De seu nome Alexandre Luís Pereira de Oliveira, esta figura singular de Ruivães, foi durante a sua vida vítima de uma grande infelicidade, que era a sua deficiência, o que lhe valeu ser tolerado por alguns, mas mal amado por muitos para quem era apenas o “mudo de Vale”.
Eu tinha apenas menos oito anos que ele, e vivi o tempo em que ele divertia as pessoas quando aos domingos após a saída da missa e a troco de uma moeda subia a escadaria da casa sobranceira à fonte, passava para a varanda e dali imitava o sr. Abade no púlpito no sermão dominical.
O pessoal delirava,riam-se a bandeiras despregadas, mas a mim metia-me pena não ele, que coitado não discernia, mas as pessoas que o incentivavam e o levavam a cometer o que eu na base da minha já formação religiosa, considerava um pecado.
Outros, pagavam-lhe bebidas {que como é evidente o transtornava) até ao ponto de o verem embriagado e nisso verem mais uma forma de divertimento.
Lembro-me de um dia na festa de S. Bartolomeu, toldado pelo álcool, chorava como um perdido e foi refugiar-se debaixo da pista de carrinhos de choque com eles em movimento, o que levou à sua interrupção e foi o cabo dos trabalhos para de lá o tirarem.
Um dia, não sei se a família ou quem foi, conseguiram o seu internamento na Casa Pia,mas a viagem era dispendiosa o que levou a gerar-se um movimento para conseguir o dinheiro necessário.
Mobilizaram-se os alunos da escola para fazer o peditório, e a mim tocou-me junto com a “Lai do César” deslocarmo-nos para fora da vila.
Ainda hoje me custa a querer, como eu com sete ou oito anos pedimos boleia ao camionista da empresa Campos Ferreira que de Braga ao Iongo da E.N.103 fazia entrega de mercadorias, e Iá fomos em cima da carga até Ferral, aproveitando as paragens para fazer o peditório, munidos de uma justificação para o efeito passada pela D. Aurora, a professora.
Ao chegar a Ruivães, o Alexandre presenciou a entrega do dinheiro obtido, e ainda hoje sinto a ternura com que nos abraçou, a mim e à Lai.
Lá foi, e passados alguns anos voltou a Ruivães, homem pacato e sempre sorridente, a saber ler e escrever bem como a entender a língua gestual.

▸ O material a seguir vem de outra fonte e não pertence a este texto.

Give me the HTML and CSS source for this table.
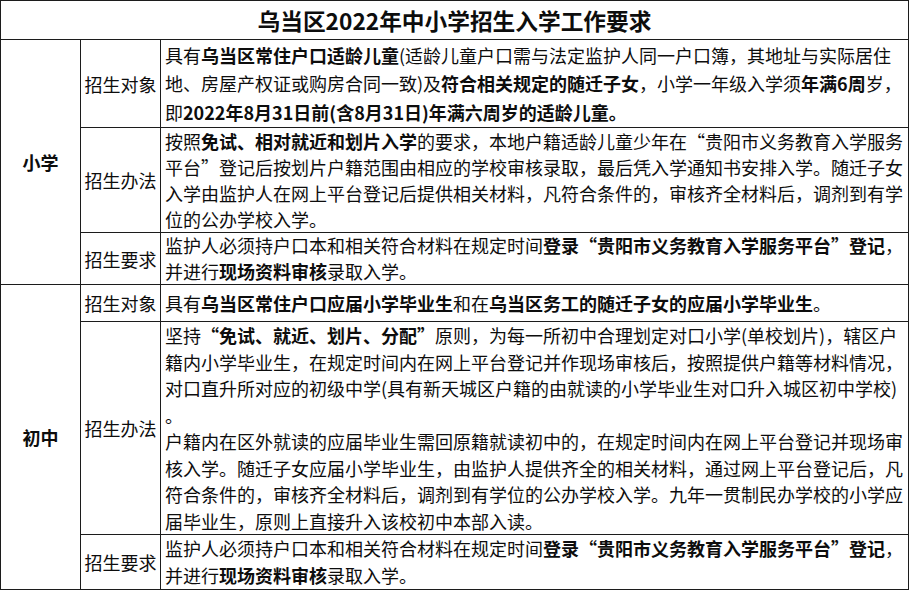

Viria a “estabelecer-se” no largo da vila com uma caixa de engraxador, o que lhe proporcionava um excelente ganha pão.
Então, sempre que me deslocava a Ruivães em férias, vinha ao meu encontro e com gestos me afiançava que jamais esqueceu o meu contributo para a sua ida para Lisboa.
O ano passado ainda, entretanto utente do Lar, não faltou aquele abraço. Este ano já não acontecerá, porque em Maio entregou a alma ao criador.
Perdi um amigo, que Deus o tenha junto a si.